The lack of such lengthy administrative procedures could make the order "highly vulnerable to being overturned by the courts" and is an example of how much more "reckless" the Trump administration is now compared to the first term, said Michael Gerrard, director of the Sabin Center for Climate Change Law at Columbia University.
During Trump's first term, many states leveraged existing laws and regulations to prevent federal projects from going through, and those lessons are informing how the administration is now addressing what it perceives as state overreach, according to Matthew Dobbins, a partner at Vinson & Elkins specializing in environmental issues.
The Trump administration does "not want state laws being abused to defeat things that have national implications like energy," he said.
In addition, the order is likely meant to delay or even stop states from implementation of more-ambitious climate policies already under consideration.
"Certainly, the net legal effect is … intended to chill state leadership on climate action, which has been a big part of the United States' climate response in the last decade or more," said Joshua Rosen, an associate at Foley Hoag in Boston practicing energy and climate law.
While the lawsuits that the Trump administration has or intends to initiate will likely take many years to resolve, they are reflective of a "flood-the-zone" or "flood-the-field" strategy, both Dobbins and Rosen said. Even if those challenges are unlikely to succeed, they could still temporarily halt policy implementation, something that could significantly affect cap-and-trade markets such as RGGI, Dobbins said.
Out of sight, out of mind
While Trump's order broadly directs Bondi to identify laws that address climate change, GHG emissions, and collect carbon "penalties" or "taxes", it remains to be seen whether RGGI is in the sights of the administration.
Unlike California, whose cap-and-trade program was explicitly called out in the order, there has not yet been any mention of RGGI.
Even if there are more compelling legal arguments against RGGI, the administration might prioritize going after California's program for political reasons, as it is a much more well-known market in a state that has historically been at odds with Trump, according to Dobbins.
"I think if they can take down or get any traction attacking the California cap and trade program, then RGGI is going to be next in the crosshairs," he said.
In addition, RGGI has been running for nearly 20 years and, in that period, the program has faced a number of unsuccessful lawsuits, Gerrard said.
But Rosen noted that "the success of the RGGI program could make it in the crosshairs" of the Trump administration's effort to draw attention to its deregulatory agenda when it comes to climate policy and "have sort of a soft effect of intimidating states."
The administration could challenge RGGI based on the Compact Clause of the US Constitution, which forbids states from entering into agreements without approval from the US Congress.
But while interpretations of that clause have been more nuanced in the past, there could be a legitimate argument to be made, particularly if a case reaches the US Supreme Court, which, under its current makeup, has been more "textually focused," said Dobbins.
The dormant commerce clause, a constitutional legal doctrine barring states from discriminating against out-of-state businesses or burdening interstate economic activity, could be another avenue for the federal government. Essentially, the doctrine could be used to argue that RGGI puts an undue economic burden on electricity generators in member states compared to out-of-state generators that import electricity but do not have to buy allowances for compliance.

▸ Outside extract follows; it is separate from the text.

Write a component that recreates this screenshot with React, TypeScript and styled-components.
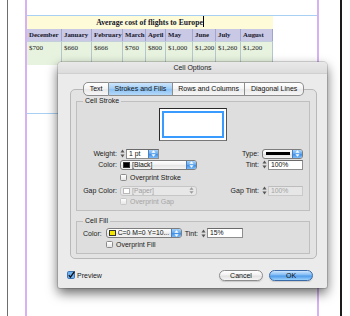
import React from "react";
import styled, { createGlobalStyle } from "styled-components";

const Global = createGlobalStyle`
  *, *::before, *::after { box-sizing: border-box; }
  html, body { margin: 0; padding: 0; background: #fff; }
  body { width: 350px; height: 316px; overflow: hidden; }
`;

const Page = styled.div`
  position: relative;
  width: 350px;
  height: 316px;
  overflow: hidden;
  background: #fff;
  padding-left: 7px;
  display: flex;
`;

const Spread = styled.div`
  width: 335px;
  height: 100%;
  border-left: 1px solid #6e6e6e;
  border-right: 2px solid #1c1c1c;
  padding-left: 17px;
  display: flex;
`;

const Margins = styled.div`
  width: 294px;
  height: 100%;
  border-left: 2px solid #d6b2f2;
  border-right: 2px solid #d6b2f2;
  padding-top: 15px;
  display: flex;
  flex-direction: column;
`;

const Guide = styled.div<{ $gap?: number }>`
  border-top: 1px solid #a9d0f3;
  margin-top: ${(p) => p.$gap ?? 0}px;
`;

const cols = "35px 30px 31px 23px 20px 27px 23px 25px 32px";

const TableGrid = styled.div`
  display: grid;
  grid-template-columns: ${cols};
  width: 246px;
  font-family: "Liberation Serif", "Times New Roman", serif;
  color: #16162a;
`;

const TitleCell = styled.div`
  grid-column: 1 / -1;
  height: 13px;
  background: #fdfbd8;
  text-align: center;
  font-weight: bold;
  font-size: 7.7px;
  line-height: 13px;
  white-space: nowrap;
`;

const Caret = styled.span`
  display: inline-block;
  width: 1px;
  height: 11px;
  background: #000;
  vertical-align: -2px;
`;

const HeadCell = styled.div`
  height: 12px;
  background: #c9c8e5;
  border-right: 1px solid #a1a4cf;
  font-weight: bold;
  font-size: 6.8px;
  line-height: 12px;
  padding-left: 2px;
  white-space: nowrap;
  overflow: hidden;
`;

const DataCell = styled.div`
  height: 24px;
  background: #e7f2df;
  border-right: 1px solid #b5c6cc;
  border-top: 1px solid #c4cfdc;
  font-size: 7px;
  line-height: 10px;
  padding: 1px 0 0 2px;
  white-space: nowrap;
  overflow: hidden;
  color: #222;
`;

/* ---------- Dialog ---------- */

const Dialog = styled.div`
  position: absolute;
  left: 58px;
  top: 62px;
  width: 269px;
  height: 226px;
  background: #ebebeb;
  border-radius: 4px 4px 2px 2px;
  box-shadow: 0 5px 12px rgba(0, 0, 0, 0.6), 0 0 0 1px rgba(0, 0, 0, 0.14);
  display: flex;
  flex-direction: column;
  font-family: "Liberation Sans", Arial, sans-serif;
  font-size: 7px;
  color: #1a1a1a;
`;

const TitleBar = styled.div`
  height: 12px;
  line-height: 11px;
  text-align: center;
  background: linear-gradient(#e9e9e9, #dcdcdc);
  border-bottom: 1px solid #d0d0d0;
  border-radius: 4px 4px 0 0;
  font-size: 7px;
  color: #222;
`;

const Body = styled.div`
  padding: 8px 10px 0 12px;
  display: flex;
  flex-direction: column;
`;

const TabsRow = styled.div`
  position: relative;
  z-index: 1;
  display: flex;
  justify-content: center;
  height: 14px;
`;

const Tab = styled.div<{ $active?: boolean; $first?: boolean; $last?: boolean }>`
  height: 14px;
  line-height: 12px;
  padding: 0 5.5px;
  border: 1px solid #8d8d8d;
  border-left-width: ${(p) => (p.$first ? 1 : 0)}px;
  border-radius: ${(p) =>
    p.$first ? "5px 0 0 5px" : p.$last ? "0 5px 5px 0" : "0"};
  background: ${(p) =>
    p.$active
      ? "linear-gradient(#cfe6fc, #9ccbf6 50%, #8ac0f4 51%, #b4daf9)"
      : "linear-gradient(#ffffff, #f3f3f3 50%, #e9e9e9 51%, #f6f6f6)"};
  white-space: nowrap;
  color: #111;
`;

const Pane = styled.div`
  margin-top: -7px;
  height: 170px;
  border: 1px solid #b8b8b8;
  border-radius: 5px;
  background: #e3e3e3;
  padding: 6px 6px 5px 5px;
  display: flex;
  flex-direction: column;
  gap: 5px;
`;

const Group = styled.fieldset<{ $bottom: number }>`
  margin: 0;
  min-width: 0;
  border: 1px solid #bfbfbf;
  background: #dedede;
  padding: 0 6px ${(p) => p.$bottom}px 6px;
`;

const Legend = styled.legend`
  font-size: 7px;
  line-height: 10px;
  padding: 0 2px;
  margin-left: 0;
  color: #1a1a1a;
`;

const Proxy = styled.div`
  margin: 2px auto 0;
  width: 68px;
  height: 33px;
  background: #fff;
  border: 1px solid #2a2a2a;
  border-right-color: #555;
  border-bottom-color: #777;
  padding: 2px;
`;

const ProxyCell = styled.div`
  width: 100%;
  height: 100%;
  border: 2px solid #3a9bff;
`;

const StrokeGrid = styled.div`
  margin-top: 7px;
  display: grid;
  grid-template-columns: 34px 77px 1fr 41px;
  grid-template-rows: 11px 11px 15px 11px 11px;
  column-gap: 3px;
  align-items: center;
`;

const Label = styled.div`
  text-align: right;
  white-space: nowrap;
  color: #1a1a1a;
`;

const Empty = styled.div``;

const Control = styled.div`
  display: flex;
  align-items: center;
  height: 10px;
`;

const StepperIcon = styled.svg`
  flex: none;
  width: 5px;
  height: 9px;
  margin-right: 1px;
`;

const Field = styled.div<{ $w: number; $disabled?: boolean }>`
  width: ${(p) => p.$w}px;
  height: 10px;
  display: flex;
  align-items: stretch;
  background: ${(p) => (p.$disabled ? "#e6e6e6" : "#fff")};
  border: 1px solid ${(p) => (p.$disabled ? "#c9c9c9" : "#8e8e8e")};
  border-top-color: ${(p) => (p.$disabled ? "#bdbdbd" : "#6a6a6a")};
  color: ${(p) => (p.$disabled ? "#a2a2a2" : "#111")};
  font-size: 6.8px;
  line-height: 8px;
`;

const FieldText = styled.span`
  flex: 1;
  padding-left: 2px;
  white-space: nowrap;
  overflow: hidden;
`;

const Popup = styled.div<{ $w: number; $disabled?: boolean }>`
  width: ${(p) => p.$w}px;
  height: 10px;
  display: flex;
  align-items: center;
  border: 1px solid ${(p) => (p.$disabled ? "#c6c6c6" : "#7d7d7d")};
  border-radius: 3px;
  overflow: hidden;
  background: ${(p) =>
    p.$disabled ? "#e7e7e7" : "linear-gradient(#ffffff, #f0f0f0 50%, #e4e4e4 51%, #f4f4f4)"};
  color: ${(p) => (p.$disabled ? "#a0a0a0" : "#111")};
  font-size: 6.8px;
  line-height: 8px;
`;

const PopupText = styled.span`
  flex: 1;
  white-space: nowrap;
  overflow: hidden;
`;

const Swatch = styled.span<{ $color: string; $disabled?: boolean }>`
  flex: none;
  width: 7px;
  height: 6px;
  margin: 0 2px 0 2px;
  background: ${(p) => p.$color};
  border: 1px solid ${(p) => (p.$disabled ? "#b8b8b8" : "#333")};
`;

const LineSample = styled.span`
  flex: 1;
  height: 3px;
  margin: 0 2px 0 3px;
  background: #000;
`;

const ArrowBox = styled.span<{ $disabled?: boolean }>`
  flex: none;
  width: 10px;
  height: 100%;
  display: flex;
  align-items: center;
  justify-content: center;
  background: ${(p) =>
    p.$disabled ? "transparent" : "linear-gradient(#a8d2fa, #5ea6ee 50%, #3d8de6 51%, #7fbcf6)"};
  border-left: 1px solid ${(p) => (p.$disabled ? "transparent" : "#4b7fbf")};
`;

const CheckRow = styled.div<{ $disabled?: boolean }>`
  display: flex;
  align-items: center;
  gap: 3px;
  white-space: nowrap;
  color: ${(p) => (p.$disabled ? "#a5a5a5" : "#1a1a1a")};
`;

const Box = styled.span<{ $disabled?: boolean }>`
  flex: none;
  width: 7px;
  height: 7px;
  border: 1px solid ${(p) => (p.$disabled ? "#c8c8c8" : "#8a8a8a")};
  border-radius: 1.5px;
  background: linear-gradient(#ffffff, #e6e6e6);
`;

const CheckedBox = styled.svg`
  flex: none;
  width: 8px;
  height: 8px;
`;

const FillRow = styled.div`
  margin-top: 2px;
  display: flex;
  align-items: center;
  height: 10px;
`;

const FillLabel = styled.span<{ $before?: number; $after: number }>`
  white-space: nowrap;
  margin-left: ${(p) => p.$before ?? 0}px;
  margin-right: ${(p) => p.$after}px;
`;

const FillCheck = styled.div`
  margin-top: 1px;
  height: 10px;
  display: flex;
  align-items: center;
  padding-left: 23px;
`;

const Footer = styled.div`
  margin-top: 10px;
  height: 12px;
  display: flex;
  align-items: center;
  padding: 0 14px 0 9px;
`;

const PreviewCheck = styled.div`
  display: flex;
  align-items: center;
  gap: 2px;
  flex: 1;
`;

const Buttons = styled.div`
  display: flex;
  gap: 6px;
`;

const Button = styled.div<{ $primary?: boolean }>`
  width: 44px;
  height: 11px;
  line-height: 9px;
  text-align: center;
  border-radius: 6px;
  font-size: 7px;
  border: 1px solid ${(p) => (p.$primary ? "#3a6aa8" : "#8c8c8c")};
  background: ${(p) =>
    p.$primary
      ? "linear-gradient(#cfe6fd, #7fbaf4 45%, #4f9be9 55%, #9bd0fb)"
      : "linear-gradient(#ffffff, #f2f2f2 45%, #e2e2e2 55%, #f6f6f6)"};
  color: #111;
  box-shadow: 0 1px 1px rgba(0, 0, 0, 0.15);
`;

const Stepper = () => (
  <StepperIcon viewBox="0 0 5 9">
    <path d="M2.5 0.5 L4.5 3.5 H0.5 Z" fill="#555" />
    <path d="M2.5 8.5 L4.5 5.5 H0.5 Z" fill="#555" />
  </StepperIcon>
);

const Arrows = ({ disabled }: { disabled?: boolean }) => (
  <ArrowBox $disabled={disabled}>
    <svg width="5" height="7" viewBox="0 0 5 7">
      <path d="M2.5 0.3 L4.6 2.7 H0.4 Z" fill={disabled ? "#9a9a9a" : "#fff"} />
      <path d="M2.5 6.7 L4.6 4.3 H0.4 Z" fill={disabled ? "#9a9a9a" : "#fff"} />
    </svg>
  </ArrowBox>
);

const months = ["December", "January", "February", "March", "April", "May", "June", "July", "August"];
const prices = ["$700", "$660", "$666", "$760", "$800", "$1,000", "$1,200", "$1,260", "$1,200"];

export default function App() {
  return (
    <>
      <Global />
      <Page>
        <Spread>
          <Margins>
            <Guide />
            <TableGrid>
              <TitleCell>
                Average cost of flights to Europe
                <Caret />
              </TitleCell>
              {months.map((m) => (
                <HeadCell key={m}>{m}</HeadCell>
              ))}
              {prices.map((p, i) => (
                <DataCell key={i}>{p}</DataCell>
              ))}
            </TableGrid>
            <Guide $gap={48} />
          </Margins>
        </Spread>

        <Dialog>
          <TitleBar>Cell Options</TitleBar>
          <Body>
            <TabsRow>
              <Tab $first>Text</Tab>
              <Tab $active>Strokes and Fills</Tab>
              <Tab>Rows and Columns</Tab>
              <Tab $last>Diagonal Lines</Tab>
            </TabsRow>
            <Pane>
              <Group $bottom={3}>
                <Legend>Cell Stroke</Legend>
                <Proxy>
                  <ProxyCell />
                </Proxy>
                <StrokeGrid>
                  <Label>Weight:</Label>
                  <Control>
                    <Stepper />
                    <Field $w={33}>
                      <FieldText>1 pt</FieldText>
                      <Arrows />
                    </Field>
                  </Control>
                  <Label>Type:</Label>
                  <Popup $w={41}>
                    <LineSample />
                    <Arrows />
                  </Popup>

                  <Label>Color:</Label>
                  <Popup $w={77}>
                    <Swatch $color="#000" />
                    <PopupText>[Black]</PopupText>
                    <Arrows />
                  </Popup>
                  <Label>Tint:</Label>
                  <Control>
                    <Stepper />
                    <Field $w={35}>
                      <FieldText>100%</FieldText>
                    </Field>
                  </Control>

                  <Empty />
                  <CheckRow>
                    <Box />
                    Overprint Stroke
                  </CheckRow>
                  <Empty />
                  <Empty />

                  <Label>Gap Color:</Label>
                  <Popup $w={77} $disabled>
                    <Swatch $color="#fff" $disabled />
                    <PopupText>[Paper]</PopupText>
                    <Arrows disabled />
                  </Popup>
                  <Label>Gap Tint:</Label>
                  <Control>
                    <Stepper />
                    <Field $w={35} $disabled>
                      <FieldText>100%</FieldText>
                    </Field>
                  </Control>

                  <Empty />
                  <CheckRow $disabled>
                    <Box $disabled />
                    Overprint Gap
                  </CheckRow>
                  <Empty />
                  <Empty />
                </StrokeGrid>
              </Group>

              <Group $bottom={4}>
                <Legend>Cell Fill</Legend>
                <FillRow>
                  <FillLabel $after={4}>Color:</FillLabel>
                  <Popup $w={76}>
                    <Swatch $color="#f2e600" />
                    <PopupText>C=0 M=0 Y=10...</PopupText>
                    <Arrows />
                  </Popup>
                  <FillLabel $before={3} $after={3}>
                    Tint:
                  </FillLabel>
                  <Control>
                    <Stepper />
                    <Field $w={36}>
                      <FieldText>15%</FieldText>
                    </Field>
                  </Control>
                </FillRow>
                <FillCheck>
                  <CheckRow>
                    <Box />
                    Overprint Fill
                  </CheckRow>
                </FillCheck>
              </Group>
            </Pane>
          </Body>
          <Footer>
            <PreviewCheck>
              <CheckedBox viewBox="0 0 8 8">
                <rect x="0.5" y="0.5" width="7" height="7" rx="1.2" fill="#6fb0f2" stroke="#3f74b6" />
                <path d="M1.8 4.2 L3.4 6.2 L7.6 0.4" fill="none" stroke="#111" strokeWidth="1.3" />
              </CheckedBox>
              Preview
            </PreviewCheck>
            <Buttons>
              <Button>Cancel</Button>
              <Button $primary>OK</Button>
            </Buttons>
          </Footer>
        </Dialog>
      </Page>
    </>
  );
}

The federal government could also claim that RGGI is undermining its regulatory authority granted by the Clean Air Act — an argument that has already been used in its lawsuits against the New York and Vermont climate "superfund" laws.
But that argument might be moot since the US Environmental Protection Agency (EPA) has plans to repeal a slew of environmental polices, Dobbins said.
In addition, the Clean Air Act is designed in such a way that "federal standards are a floor, not a ceiling, and states may set stronger standards," Gerrard said.
There is also the question of how the RGGI states might respond collectively to a lawsuit from the federal government. Many states are facing pressure from high energy costs, causing even liberal lawmakers to balk at enacting more ambitious policies. This could result in a more "fragmented" response from RGGI states, particularly as the 2026 elections draw closer, Dobbins said.
Still, while affordability concerns are a major pressure point for politicians, RGGI has been successful in not only lowering CO2 emissions, but also providing funds for energy efficiency programs — a somewhat non-partisan climate issue, according to Rosen.
RGGI allowance prices have been rising since last year due in large part to expectations of rising electricity demand from the buildout of power-hungry data centers. The program has been in a review process that includes plans to extend the emissions cap beyond 2030.
But that review, which started in February 2021, has been subject to multiple delays and is currently slated to complete sometime this year. It remains to be seen how Trump's executive order could affect the progress of the review.
RGGI has not yet responded to requests for comment.